Мы переехали в роскошную квартиру на Пречистенке (дом 24), которую занимал немец Аренс. Он владел какими-то предприятиями в царской России. Говорили, что теперь он имеет какое-то отношение к Немецкой торговой миссии. Рядом, в Обуховском переулке, помещалось немецкое посольство, и немцы из посольства часто бывали у Аренса. В квартире было восемь или десять комнат. Две из них — реквизированные. В одной разместились мы, другую занимал солист Большого театра Владимир Ричардович Сливинский с женой.
В передней стояли большие зеркала в дорогих рамах, инкрустированная перламутровая мебель, чучело медведя, на стене висели оленьи рога. Но дом, как все дома в Москве в то время, не отапливался. Во всех комнатах были сложены кирпичные печурки с трубами, выходящими в форточки.
Аренс был вдовец, у него были две дочки.
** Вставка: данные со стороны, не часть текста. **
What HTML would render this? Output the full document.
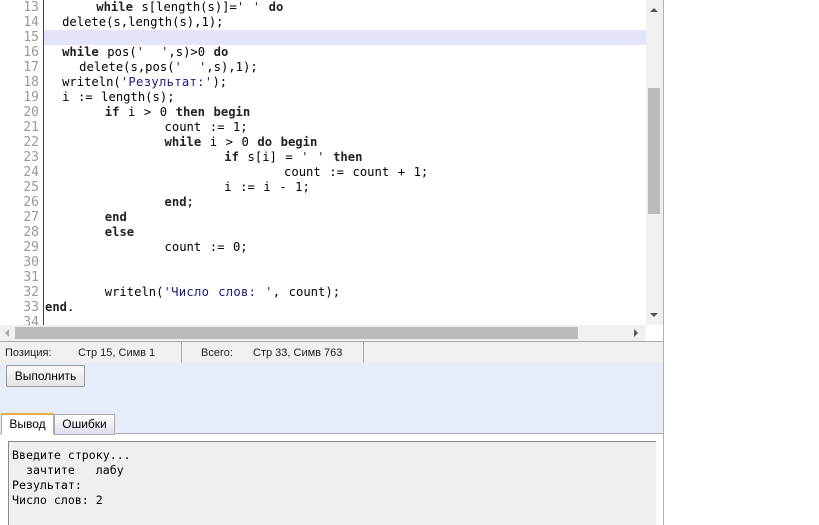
<!DOCTYPE html>
<html><head><meta charset="utf-8"><style>
body{margin:0;width:819px;height:525px;background:#fff;position:relative;overflow:hidden;font-family:"Liberation Sans",Arial,sans-serif}
.panel{position:absolute;left:0;top:0;width:663px;height:525px;border-right:1px solid #b0b0b0;background:#fff;overflow:hidden}
.gut{position:absolute;left:0;top:0;width:43px;height:325px;border-right:1px solid #444;background:#fff}
.ln{position:absolute;left:0;width:39px;text-align:right;font:13px "DejaVu Sans Mono",monospace;color:#999;line-height:15px}
.code{position:absolute;left:45px;font:12.2px "DejaVu Sans Mono",monospace;word-spacing:1.2px;line-height:15px;white-space:pre;color:#000}
b{font-weight:bold;color:#222}
.s{color:#1a1a80}
.c{letter-spacing:0.3px}
.hl{position:absolute;left:44px;top:30px;width:602px;height:15px;background:#e4e4fa}
.vs{position:absolute;left:646px;top:0;width:17px;height:325px;background:#f0f0f0}
.hs{position:absolute;left:0;top:325px;width:646px;height:16px;background:#f0f0f0}
.status{position:absolute;left:0;top:341px;width:663px;height:21px;background:#f0f0f0;border-top:1px solid #aaa;border-bottom:1px solid #aaa;font-size:11px;color:#222}
.status span{position:absolute;top:5px}
.blue{position:absolute;left:0;top:363px;width:663px;height:70px;background:#e6ecf8}
.btn{position:absolute;left:6px;top:365px;width:77px;height:20px;border:1px solid #999;background:linear-gradient(#fafafa,#e4e4e4);font-size:12px;text-align:center;line-height:20px;border-radius:2px}
.tab{position:absolute;top:414px;height:19px;border:1px solid #aaa;font-size:12px;line-height:19px;text-align:center}
.out{position:absolute;left:8px;top:441px;width:648px;height:84px;background:#efefef;border-top:1px solid #888;border-left:1px solid #888;font:11.6px "DejaVu Sans Mono",monospace;line-height:15px;white-space:pre;padding:6px 0 0 3px;box-sizing:border-box}
</style></head><body>
<div class="panel">
<div class="hl"></div>
<div class="gut"></div>
<div class="ln" style="top:0">13<br>14<br>15<br>16<br>17<br>18<br>19<br>20<br>21<br>22<br>23<br>24<br>25<br>26<br>27<br>28<br>29<br>30<br>31<br>32<br>33<br>34</div>
<div class="code" style="top:0">      <b>while</b> s[length(s)]=<span class="s">' '</span> <b>do</b>
  delete(s,length(s),1);

  <b>while</b> pos(<span class="s">'  '</span>,s)>0 <b>do</b>
    delete(s,pos(<span class="s">'  '</span>,s),1);
  writeln(<span class="s c">'Результат:'</span>);
  i := length(s);
       <b>if</b> i > 0 <b>then</b> <b>begin</b>
              count := 1;
              <b>while</b> i > 0 <b>do</b> <b>begin</b>
                     <b>if</b> s[i] = <span class="s">' '</span> <b>then</b>
                            count := count + 1;
                     i := i - 1;
              <b>end</b>;
       <b>end</b>
       <b>else</b>
              count := 0;


       writeln(<span class="s c">'Число слов: '</span>, count);
<b>end</b>.
</div>
<div class="vs"><div style="position:absolute;left:2px;top:88px;width:12px;height:126px;background:#bbb"></div>
<div style="position:absolute;left:4px;top:8px;border:4px solid transparent;border-bottom:4px solid #555;border-top:0"></div>
<div style="position:absolute;left:4px;top:313px;border:4px solid transparent;border-top:4px solid #555;border-bottom:0"></div></div>
<div class="hs"><div style="position:absolute;left:15px;top:2px;width:563px;height:12px;background:#bbb"></div>
<div style="position:absolute;left:5px;top:4px;border:4px solid transparent;border-right:4px solid #aaa;border-left:0"></div>
<div style="position:absolute;left:634px;top:4px;border:4px solid transparent;border-left:4px solid #555;border-right:0"></div></div>
<div class="status"><span style="left:5px">Позиция:</span><span style="left:78px">Стр 15, Симв 1</span>
<div style="position:absolute;left:181px;top:0;width:1px;height:21px;background:#aaa"></div>
<span style="left:201px">Всего:</span><span style="left:253px">Стр 33, Симв 763</span>
<div style="position:absolute;left:363px;top:0;width:1px;height:21px;background:#aaa"></div></div>
<div class="blue"></div>
<div class="btn">Выполнить</div>
<div style="position:absolute;left:0;top:433px;width:663px;height:1px;background:#aaa"></div>
<div class="tab" style="left:1px;width:51px;background:#fff;border-top:2px solid #e8b040;top:413px;border-bottom:1px solid #fff">Вывод</div>
<div class="tab" style="left:54px;width:59px;background:linear-gradient(#fff,#dde)">Ошибки</div>
<div class="out">Введите строку...
  зачтите   лабу
Результат:
Число слов: 2</div>
</div>
</body></html>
Их воспитывала немка-бонна, и они плохо говорили по-русски. Семью Аренса обслуживали еще повариха, горничная и экономка. У всех слуг — по комнате. В кухне каждый день топилась плита. Еженедельно топили ванну. Во дворе держали корову.
Наша комната была большая, метров 30, в два окна, они выходили в Обуховский переулок, прямо на пожарную каланчу, которой теперь уже нет.
Надо отдать должное Аренсу — он не мелочился. Нам разрешалось готовить на плите, мы купались, когда топили ванну, и он распорядился давать нам ежедневно и, конечно, бесплатно, молоко от своей коровы. Делал он это несколько по-барски, суховато, но это была для нас большая помощь.
Иногда у Аренса собирались гости, преимущественно немцы. Приглашались известные музыканты и певцы Большого театра. Его гостиная имела общую стену с нашей комнатой и в ней была незаделанная дверь. Около нее я тихонько простаивала, слушая эти домашние концерты.
Когда много лет спустя я читала «Собачье сердце» Булгакова, то обнаружила, что дом на Пречистенке, в котором происходит действие романа, в точности соответствует дому, в котором жили мы. Особенно доказательной показалась одна деталь: при входе в парадное, на первом этаже, стояла большая деревянная резная вешалка. На ней, как и положено, были крюки для пальто и специальные отделения для калош и зонтов, как описано в романе. За всю жизнь я больше нигде, в том числе и в другом парадном нашего дома, не встречала подобных вешалок прямо на лестнице. А на втором или третьем этаже жил профессормедик. На его двери висела до блеска начищенная медная табличка с фамилией, кажется, Введенский, а у Булгакова — Преображенский.